The Places of Worship Act, which restricts legal challenges related to the status of religious sites, serves as a means to prevent prolonged conflicts over historical grievances. The Act acknowledges that places of worship may have changed hands between different faiths over time, reflecting the fluidity of religious dynamics. So It's essential to consider that religious structures may undergo changes in character due to various reasons, such as shifts in populations, syncretism, or conquests. A fair and just approach, especially standing in times that we call ‘modern’ and ‘civilised’, should recognize the layered nature of historical and religious structures, avoiding privileging one kind of restoration over others.

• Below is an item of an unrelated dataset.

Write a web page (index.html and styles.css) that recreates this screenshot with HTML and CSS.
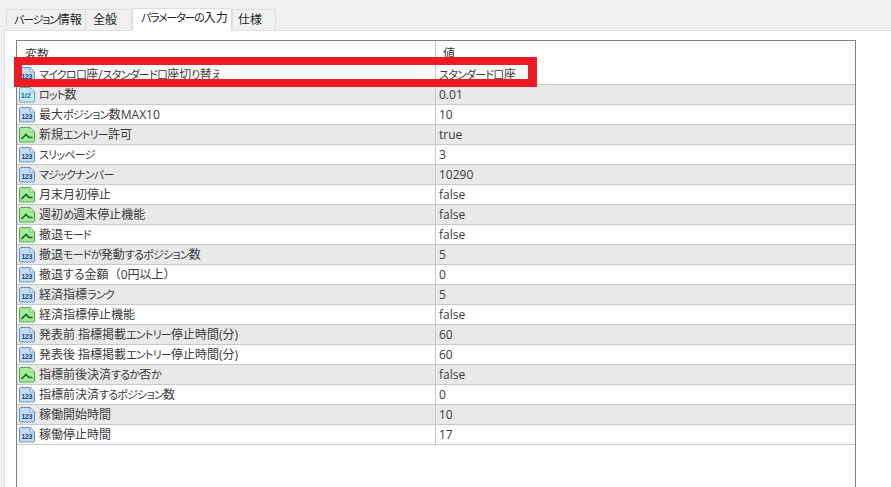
FILE: index.html
```html
<!DOCTYPE html>
<html lang="ja">
<head>
<meta charset="utf-8">
<title>パラメーターの入力</title>
<link rel="stylesheet" href="styles.css">
</head>
<body>
<svg class="defs" width="0" height="0" aria-hidden="true">
  <symbol id="i-int" viewBox="0 0 16 16">
    <path d="M0.5 2 Q0.5 0.5 2 0.5 H11 L15.5 5 V14 L14 15.5 L12.5 14.5 L11 15.5 L9.5 14.5 L8 15.5 L6.5 14.5 L5 15.5 L3.5 14.5 L2 15.5 L0.5 14.5 Z" fill="#c4dcf2" stroke="#5f8fc0"/>
    <path d="M11 0.5 V5 H15.5 Z" fill="#eaf3fb" stroke="#5f8fc0" stroke-width=".6"/>
    <text x="7.9" y="12.4" class="ic-t" fill="#0c3f7c">123</text>
  </symbol>
  <symbol id="i-dbl" viewBox="0 0 16 16">
    <path d="M0.5 2 Q0.5 0.5 2 0.5 H11 L15.5 5 V14 L14 15.5 L12.5 14.5 L11 15.5 L9.5 14.5 L8 15.5 L6.5 14.5 L5 15.5 L3.5 14.5 L2 15.5 L0.5 14.5 Z" fill="#bfecf3" stroke="#59aabf"/>
    <path d="M11 0.5 V5 H15.5 Z" fill="#e9f9fb" stroke="#59aabf" stroke-width=".6"/>
    <text x="6.8" y="10.6" class="ic-h" fill="#1b6fa8">1/2</text>
  </symbol>
  <symbol id="i-bool" viewBox="0 0 16 16">
    <path d="M0.5 2 Q0.5 0.5 2 0.5 H11 L15.5 5 V14 L14 15.5 L12.5 14.5 L11 15.5 L9.5 14.5 L8 15.5 L6.5 14.5 L5 15.5 L3.5 14.5 L2 15.5 L0.5 14.5 Z" fill="#a4ec98" stroke="#4ea84a"/>
    <path d="M11 0.5 V5 H15.5 Z" fill="#dcf8d6" stroke="#4ea84a" stroke-width=".6"/>
    <path d="M2.5 12 L7 7.5 L10 10.5 H13.5" fill="none" stroke="#0f6a1c" stroke-width="1.6"/>
  </symbol>
</svg>

<nav class="tabs">
  <span class="tab"><span class="k">バージョン</span>情報</span>
  <span class="tab">全般</span>
  <span class="tab tab-active"><span class="k">パラメーターの</span>入力</span>
  <span class="tab">仕様</span>
</nav>

<main class="panel">
  <section class="list">
    <div class="row head"><div class="name">変数</div><div class="val">値</div></div>
    <div class="row"><div class="name"><svg class="ic"><use href="#i-int"/></svg><span class="k">マイクロ口</span>座/<span class="k">スタンダード口</span>座切<span class="k">り</span>替<span class="k">え</span></div><div class="val"><span class="k">スタンダード口</span>座</div></div>
    <div class="row"><div class="name"><svg class="ic"><use href="#i-dbl"/></svg><span class="k">ロット</span>数</div><div class="val">0.01</div></div>
    <div class="row"><div class="name"><svg class="ic"><use href="#i-int"/></svg>最大<span class="k">ポジション</span>数MAX10</div><div class="val">10</div></div>
    <div class="row"><div class="name"><svg class="ic"><use href="#i-bool"/></svg>新規<span class="k">エントリー</span>許可</div><div class="val">true</div></div>
    <div class="row"><div class="name"><svg class="ic"><use href="#i-int"/></svg><span class="k">スリッページ</span></div><div class="val">3</div></div>
    <div class="row"><div class="name"><svg class="ic"><use href="#i-int"/></svg><span class="k">マジックナンバー</span></div><div class="val">10290</div></div>
    <div class="row"><div class="name"><svg class="ic"><use href="#i-bool"/></svg>月末月初停止</div><div class="val">false</div></div>
    <div class="row"><div class="name"><svg class="ic"><use href="#i-bool"/></svg>週初<span class="k">め</span>週末停止機能</div><div class="val">false</div></div>
    <div class="row"><div class="name"><svg class="ic"><use href="#i-bool"/></svg>撤退<span class="k">モード</span></div><div class="val">false</div></div>
    <div class="row"><div class="name"><svg class="ic"><use href="#i-int"/></svg>撤退<span class="k">モードが</span>発動<span class="k">するポジション</span>数</div><div class="val">5</div></div>
    <div class="row"><div class="name"><svg class="ic"><use href="#i-int"/></svg>撤退する金額<span class="fw">（</span>0円以上<span class="fw">）</span></div><div class="val">0</div></div>
    <div class="row"><div class="name"><svg class="ic"><use href="#i-int"/></svg>経済指標<span class="k">ランク</span></div><div class="val">5</div></div>
    <div class="row"><div class="name"><svg class="ic"><use href="#i-bool"/></svg>経済指標停止機能</div><div class="val">false</div></div>
    <div class="row"><div class="name"><svg class="ic"><use href="#i-int"/></svg>発表前 指標掲載<span class="k">エントリー</span>停止時間(分)</div><div class="val">60</div></div>
    <div class="row"><div class="name"><svg class="ic"><use href="#i-int"/></svg>発表後 指標掲載<span class="k">エントリー</span>停止時間(分)</div><div class="val">60</div></div>
    <div class="row"><div class="name"><svg class="ic"><use href="#i-bool"/></svg>指標前後決済<span class="k">するか</span>否<span class="k">か</span></div><div class="val">false</div></div>
    <div class="row"><div class="name"><svg class="ic"><use href="#i-int"/></svg>指標前決済<span class="k">するポジション</span>数</div><div class="val">0</div></div>
    <div class="row"><div class="name"><svg class="ic"><use href="#i-int"/></svg>稼働開始時間</div><div class="val">10</div></div>
    <div class="row"><div class="name"><svg class="ic"><use href="#i-int"/></svg>稼働停止時間</div><div class="val">17</div></div>
  </section>
</main>

<div class="highlight"></div>
</body>
</html>
```

FILE: styles.css
```css
* { box-sizing: border-box; }
html, body { margin: 0; height: 487px; overflow: hidden; background: #f0f0f0; }
body {
  position: relative;
  font: 12px/20px "Open Sans", "Noto Sans CJK JP", sans-serif;
  font-feature-settings: "palt";
  color: #3a3a3a;
}
.defs { display: none; }
.ic-t { font: bold 6.6px "Liberation Sans", sans-serif; text-anchor: middle; }
.ic-h { font: bold 7.4px "Liberation Sans", sans-serif; text-anchor: middle; }
.k { font-size: 11px; letter-spacing: -0.75px; }
.fw { font-feature-settings: normal; }

.tabs {
  display: flex;
  align-items: flex-end;
  height: 30px;
  padding-left: 6px;
}
.tab {
  height: 21px;
  line-height: 20px;
  background: #f0f0f0;
  border: 1px solid #dedede;
  border-bottom: 0;
  white-space: nowrap;
  color: #222;
}
.tab .k { letter-spacing: -1.2px; }
.tab:nth-child(1) { width: 80px; padding-left: 7px; }
.tab:nth-child(2) { width: 47px; margin-left: -1px; padding-left: 7px; }
.tab:nth-child(3) { width: 100px; padding-left: 8px; }
.tab:nth-child(4) { width: 44px; padding-left: 5px; }
.tab-active {
  position: relative;
  height: 23px;
  line-height: 18px;
  background: #fff;
  margin-bottom: -1px;
  z-index: 1;
}

.panel {
  height: 457px;
  margin-left: 4px;
  padding: 9px 0 0 11px;
  border-top: 1px solid #dedede;
  border-left: 1px solid #dedede;
  background: #fff;
}
.list {
  width: 840px;
  height: 500px;
  border: 1px solid #808080;
}

.row {
  display: flex;
  height: 20px;
  border-bottom: 1px solid #c8c8c8;
}
.row:nth-child(odd) { background: #e9e9e9; }
.row.head { height: 24px; background: #fff; border-bottom: 0; }
.name {
  display: flex;
  align-items: center;
  width: 419px;
  padding-left: 2px;
  border-right: 1px solid #c8c8c8;
  white-space: pre;
}
.ic { width: 16px; height: 16px; margin-right: 4px; flex: none; }
.val {
  padding-left: 3px;
  white-space: nowrap;
}
.head .name { padding-left: 8px; padding-top: 3px; }
.head .val { padding-left: 7px; padding-top: 3px; }

.highlight {
  position: absolute;
  left: 14px;
  top: 57px;
  width: 523px;
  height: 30px;
  border: solid #ed1c24;
  border-width: 8px 9px 8px 8px;
}
```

If we are to really use history as a permit of convenient violence in the name of faith and religion, then why not also use it in closing even a little of the gaping vacuum that exists in the name of communal harmony? As Nandini Sundar writes beautifully in The Wire, “But perhaps all is not lost in this country. In the last few years, the Sikhs of Punjab have restored mosques which were abandoned after Muslims migrated to Pakistan. It is this model that we need to emulate – one that seeks to promote communal harmony in the present – rather than the revanchist and illiterate model promoted by the RSS. But for this, the courts must respect the faith of all Indians, and above all, respect the constitution in which all Indians have faith”.


In this chilly buzz of saffron and oranges, let us take a minute. Let us think about how far we have really come. Let us remember the Syed Ikhlaq Latifis of Ayodhya. Let us decide which side of history we are going to be on.